In these examples, the major differences are more in the nature and magnitude of the responsible condition than in the nature of the effect on the organism. In a similar vein, there is no evidence that the autonomic accompaniments of emotional responses are a necessary condition for the occurrence of the emotion. While the changes in the internal autonomy involving mainly the autonomic system may have profound effects on the general repertoire of an individual, the main fact of emotion is a change in the frequency of a broad class of behavior, and there is no evidence that autonomic changes are any more essential requirements for this kind of behavioral control than for any other behavioral process. While responses such as sweating, blanching, blushing, eneuresis, and pilo-erection may occur in many so called emotional conditions, there are also many other situations where the frequency of occurrence of many repertoires is radically altered without any corresponding autonomic change.

The Emotional Effects Of A Preaversive Stimulus

In addition to its properties as a conditioned aversive stimulus which can maintain behavior by escape and avoidance, a preaversive stimulus may have emotional effects. Since the emotional effects of an aversive stimulus are measured by their effect on the ongoing repertoire of the organism, the laboratory method for investigating the effects of a preaversive stimulus involves maintaining the behavior of an organism on some schedule of positive reinforcement which serves as a baseline for measuring the disruptive effect of the aversive stimulus.

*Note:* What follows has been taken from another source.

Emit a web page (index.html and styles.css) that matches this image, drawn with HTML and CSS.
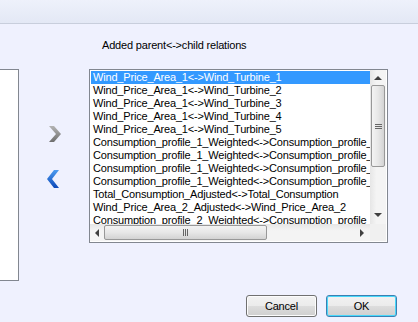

This process has been extensively studied in animal experiments which have contributed to our understanding of the basic process. In a typical experiment, the pigeon is made to peck a key in a fairly continuous manner throughout the experimental period by intermittent reinforcement with food. Periodically a buzzer appears which, initially, has little or no effect on the bird. When the buzzer is followed by an electric shock, the bird stops working whenever the buzzer appears and returns to work only after the occurrence of the electric shock. Autonomic activity, depending upon the species, such as flapping of the wings, pilo-erection, defecation, urination, and vocalizations may appear. The most salient fact about this experimental paradigm, however, is that the preaversive stimulus, the buzzer, has a larger effect on the baseline behavior than the aversive stimulus itself. The buzzer suppresses the bird's performance virtually completely, but the bird resumes pecking almost immediately after the electric shock. The same fact is confirmed when the buzzer is no longer presented but an electric shock is delivered to the bird at the same intervals. In most cases, it is difficult to notice any change in the bird's performance other than the specific elicited responses, such as jumping from the grid during the period of the electric shock. The aversive event itself is not nearly so disrupting to the ongoing performance of the organism as the conditioned aversive stimulus preceding it.

The suppression of any ongoing behavior of the organism by a preaversive stimulus is a very close parallel to many of the behaviors referred to as "anxiety." The dentist's office, for example, constitutes a preaversive stimulus the effect of which is, in general, to disrupt most of the performances which might normally occur. Persons waiting for the dentist, in general, show great difficulty in reading, conversing, or carrying on other activities which normally occur easily; similarly, with the student prior to the examination, the soldier before battle, or the parachutist before the jump. In all of these cases, most of the available responses in the individual's repertoire are so severely depressed or distorted that there is little resemblance to the usual repertoire which might be observed. Stage fright or opening night jitters is essentially the effect of a preaversive stimulus: the situation immediately prior to the performance causes a suppression in behavior because of the possible criticism or disapproval from the audience.

A Performance as a Preaversive Stimulus. An aversive stimulus may be more closely correlated with an individual's own behavior than the external environment. This would be the case when an aversive stimulus occurred as a punishment, contingent upon some particular kind of behavior, which is independently maintained by positive reinforcement. Under these conditions, the behavior itself may come to function as a preaversive stimulus to the extent that the aversive stimulus occurs consistently with the response and independently of the external environment. Such a relation between the bird's performance and an aversive event occurs in the pigeon experiment described above, in which the bird whose pecking was positively reinforced with food was periodically shocked, e.g., every 10 minutes. The periodic delivery of the electric shock while the bird is pecking at a constant rate establishes a relation between the amount of pecking of the bird and electric shocks. After some exposure to this procedure, the bird's rate of pecking begins to decline as the time of the electric shock becomes imminent, because the bird's own behavior serves as the preaversive stimulus. Many such examples may be cited in human behavior where aversive stimuli are arranged regularly for certain kinds of behavior which are, at the same time, very strongly reinforced, as for example, in sexual behavior. The young boy who is severely punished for masturbating and handling his genitals will himself generate conditioned aversive stimuli any time he engages in sexual behavior. The actual performances which are punished, or related performances or verbal behavior about the performances, come to function as preaversive stimuli, having essentially the same general effect as any external stimulus preceding an aversive stimuli. If the aversive control is strong and pervasive enough, the incipient responses which occur under sexual deprivation may also serve as a conditioned aversive stimulus so that even private verbal behavior about the sexual behavior generates conditioned aversive stimuli. If the aversive effects are severe enough, the behavior may be completely suppressed.

GUILT, FEAR, ANXIETY IN TERMS OF THE ANALYSIS OF CONDITIONED AVERSIVE STIMULI As with other verbal descriptions of emotional states, the vocabulary relating to conditioned aversive stimuli resulting from a history of punishment is not very precise. It is difficult to distinguish accurately between words such as ashamed, mortified, humiliated, embarrassed, guilty, sense of guilt, or guilty conscience.